Maybe not an exact quote, but it’s pretty darn close. So I begin the Endless Quest again of Being Thin, Pretty and Happy. Oh yes, she mentions being happy-apparently, when you’re perfectly thin, you’re by default happy and everything falls into place, or so she claims…with the high-stress, overworked, overbooked lifestyle of DC, can you blame me for being skeptical?
Clearly, the kids aren’t exempted from the lifestyle, either. School take up eight hours, homework can take up to four, take out an hour for ‘commuting’ (a very rough estimation, considering most people don’t live in DC), two hours for sports, an hour for other extracurriculars, an hour for taking a break and not killing the nearest thing in reach-that’s a sixteen hour day. Now, listing it out, it seems simple, but these are the basics of DC private school-meaning, if you are the slowest person in the school, taking the bare minimum, this is your schedule. For the average overachiever…it gets ridiculous. There is no sleep, Monday through Friday. You live on coffee, junk food and anything else with caffeine. You’re cranky and tired and hungry…or at least I am. I never got hooked on caffeine (I’ll save that trick for college), instead on food, thinking eating extra would boost my mind, instead of my waist.
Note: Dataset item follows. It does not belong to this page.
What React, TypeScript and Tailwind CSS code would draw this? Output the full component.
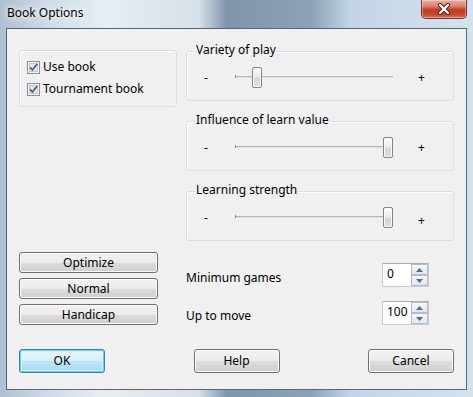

So yesterday went like this (and I started out the day trying to do good, no less): Nine peanut butter chunk cookies. One bag of artificial cheese and artificial crackers. A salad, because, somehow, eating a salad always fixes things. I’m fantastic at this, aren’t I? And this wasn’t even my first try into this attempt of dieting, I’m going on my second week! It wasn’t a final meal, either, nothing close, or some ‘final sweet’ for the week. I never had a final meal-not this time, because I can’t imagine ‘never’ eating certain things again. I’m seventeen, I still have the urge to type ‘sixteen’, I’m too young for that. I should be able to eat whatever the hell I want and enjoy playing sports to work it off. Instead, I’m thirty pounds heavier than I should be, the weight creeping up from when I was in elementary school, and only now, at least six years later, have I gotten serious.
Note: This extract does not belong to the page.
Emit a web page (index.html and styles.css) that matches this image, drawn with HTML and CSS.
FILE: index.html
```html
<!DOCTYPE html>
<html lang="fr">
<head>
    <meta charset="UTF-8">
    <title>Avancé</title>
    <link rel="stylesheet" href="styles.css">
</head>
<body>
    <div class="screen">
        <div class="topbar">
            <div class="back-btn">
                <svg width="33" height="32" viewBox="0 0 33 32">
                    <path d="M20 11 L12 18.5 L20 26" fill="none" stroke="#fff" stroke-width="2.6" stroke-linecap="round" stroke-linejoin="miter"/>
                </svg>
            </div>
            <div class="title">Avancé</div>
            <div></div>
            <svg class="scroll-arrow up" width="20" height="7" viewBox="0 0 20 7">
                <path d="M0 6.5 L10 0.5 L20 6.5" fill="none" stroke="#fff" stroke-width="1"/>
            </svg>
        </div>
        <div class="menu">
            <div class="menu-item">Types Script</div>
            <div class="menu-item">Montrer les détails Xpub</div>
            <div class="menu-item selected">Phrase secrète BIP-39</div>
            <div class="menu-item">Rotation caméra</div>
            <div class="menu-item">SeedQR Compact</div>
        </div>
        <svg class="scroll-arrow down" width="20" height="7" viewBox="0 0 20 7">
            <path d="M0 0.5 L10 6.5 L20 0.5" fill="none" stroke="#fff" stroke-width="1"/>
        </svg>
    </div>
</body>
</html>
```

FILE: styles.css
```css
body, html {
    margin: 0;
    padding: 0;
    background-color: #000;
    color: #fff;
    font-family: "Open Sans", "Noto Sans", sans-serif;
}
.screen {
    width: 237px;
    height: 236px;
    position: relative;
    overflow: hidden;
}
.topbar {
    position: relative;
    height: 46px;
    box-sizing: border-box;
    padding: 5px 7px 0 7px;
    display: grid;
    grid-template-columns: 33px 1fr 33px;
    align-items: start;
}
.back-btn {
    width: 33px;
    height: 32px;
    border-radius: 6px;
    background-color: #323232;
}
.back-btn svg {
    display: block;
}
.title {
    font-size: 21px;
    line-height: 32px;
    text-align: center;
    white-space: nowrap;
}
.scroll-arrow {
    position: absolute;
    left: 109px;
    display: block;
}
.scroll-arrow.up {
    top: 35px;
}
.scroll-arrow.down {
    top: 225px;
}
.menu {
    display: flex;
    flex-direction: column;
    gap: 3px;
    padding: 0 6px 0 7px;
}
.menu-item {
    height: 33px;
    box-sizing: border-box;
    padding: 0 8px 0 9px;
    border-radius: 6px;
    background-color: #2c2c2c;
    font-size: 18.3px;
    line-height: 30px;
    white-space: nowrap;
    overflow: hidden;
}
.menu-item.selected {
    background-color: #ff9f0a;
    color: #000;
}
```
The cookies came from Megara (note: I’m not gonna use real names. Sorry). We have open campus at school, and less than a two minute walk across the street is a Safeway. We went, and she brought up the idea of cookies and I agreed before setting in any resolve. We got back and…well, story short, I ate. Then I got hungry, so I ate some more. And some more. And more. Going to the point of the ‘healthy choice’ section of the vending machine (there’s a silly little strip of green tape indicating the healthy items…right) and getting the cheese-things. Then I got home and did something halfway decent with the salad before manipulating my dad to take me to the gym at 7:45pm. He’s been nagging about my weight (even though he’s no slender fellow, at least my mother isn’t a hypocrite) so I simply told him to be productive and help me get to the gym rather than just nag about it, and voila, it worked!
So now that you’ve seen I’m a self-obsessed, overweight, stressed, manipulate teenage girl, I think this sort of ‘introduction’ is done, since it’s nearly 6:30am and I should’ve left the house earlier anyhow.